| Allele:
One of several alternative forms of a gene, differing from other forms in nucleotide
sequence, and usually in its effect on some character.
Allele frequency: The proportion of gene copies in a population that are a
specific allele. If the population has N individuals, each with 2 gene copies, the
total number of genes in the population is 2N.
Biodiversity: The number of alleles or taxa in a specified geographic area
(ranging from a local region to the whole earth). The number of taxa is often referred to
as "taxonomic diversity" or, simply, "diversity."
Character: A specific feature, e.g., "molar teeth." A character
state is one of several alternative conditions of a feature, e.g., the specific number
of molars. A quantitative character varies continuously (e.g., weight) rather than
discretely, usually because of the effects of both the environment and the action of
several or many genes, hence the term "polygenic" character.

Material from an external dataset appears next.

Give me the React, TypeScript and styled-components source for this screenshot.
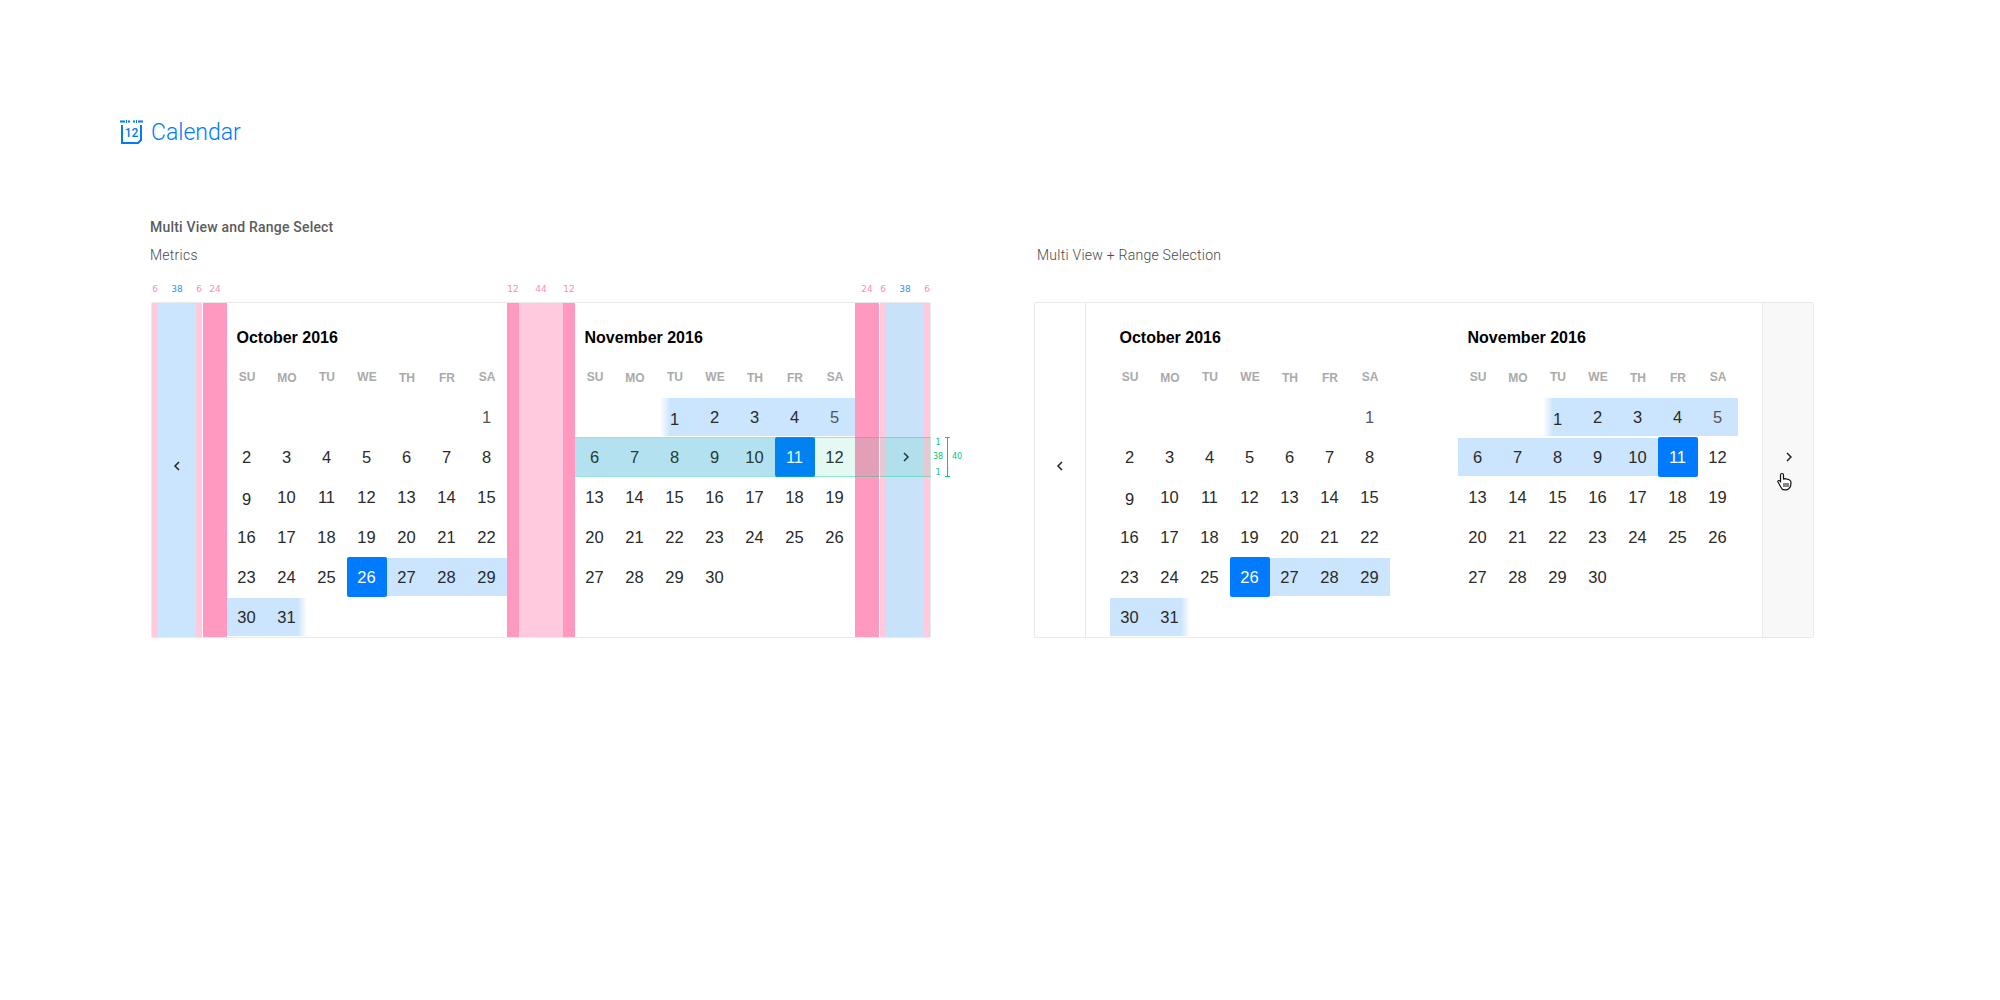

Coalescent theory: A body of population genetics theory that uses relationships
among DNA sequences to infer the evolutionary processes that have affected genes and
populations.
Development: The changes that an individual organism undergoes during its
lifetime, from egg, seed, etc., through maturity to death.
Extinction: The death of all individuals in a local population, a species, or a
higher taxon.
Fixation: The state of an allele that replaces all other alleles in a
population, so that its frequency is 1 (i.e., 100%).
Fitness: The contribution to the next generation of a genotype, relative to that
of other genotypes, reflecting its probability of survival and its reproductive output.
Fossil: Any recognizable trace of an ancient organism preserved in a geologic
deposit.
Gamete: A cell, such as an egg or sperm, that unites with another cell to form a
new organism.
Gene: A unit of heredity, usually a sequence of DNA that encodes a protein or
other product that influences the development of one or more characters. Each amino acid
in a protein chain is encoded by one or more specific triplets made up of four kinds of
nucleotide bases.
Gene flow: The movement of genes from one population into another (usually of
the same species) resulting from movement of individuals or their gametes.
Genetic drift: Random changes in the frequencies of alleles within a population
due to random sampling of genes.
Genotype: A specific combination of alleles at one or more loci. Organisms such
as humans carry two copies of each gene at each of most loci (one from the mother and one
from the father); the genotype at a given locus is homozygous if the two copies are
the same allele, and heterozygous if they are different alleles.
Locus (pl., loci): The site on a chromosome occupied by a gene; this term is
often used to refer to the gene itself.
Mass extinction: A large increase in the number of extinctions (with a
concomitant decline in diversity) over a geologically short interval of time (years to
many thousands of years).
Mutation: Alteration of the DNA sequence of a gene; hence, the origin of a new
allele.
Neutral alleles: Two or more alleles that do not differ in their effect on
fitness. Such alleles are said to be "selectively neutral."
Phenotype: An observable characteristic(s) of an organism, e.g., eye color,
respiration rate, number of offspring produced. Both genetic and environmental factors
often determine the phenotype.
Phylogeny: The historical pattern of branching, produced by speciation or
population isolation, that has resulted in a diversity of taxa or differentiated
populations.
Polymorphism: The presence in a population of two or more alleles at a given
genetic locus.
Pleiotropy: The effects of a single gene on more than one character.
Population: A local group of individuals of a species; in sexually reproducing
organisms, the members of a population interbreed with each other more frequently than
they do with members of other populations.
Selection: Shorthand for "natural selection," i.e., consistent
differences in the rate of survival or reproduction between different genotypes or alleles
due to differences in the phenotypes they produce.
Species: As used by most evolutionary biologists, a species is a population of
organisms that actually or potentially exchange genes by interbreeding, and which are
reproductively isolated from other such populations by biological differences that reduce
or prevent gene exchange. Speciation is the origin of two or more species by the
division of an ancestral species into reproductively isolated populations.
Taxon (pl., taxa): A named entity in biological classification, such as a
species (e.g., Homo sapiens) or an order (e.g., Primates). A higher taxon is
one above the species level (e.g., a genus or family), and ideally represents a group of
species that have descended from their most recent common ancestor.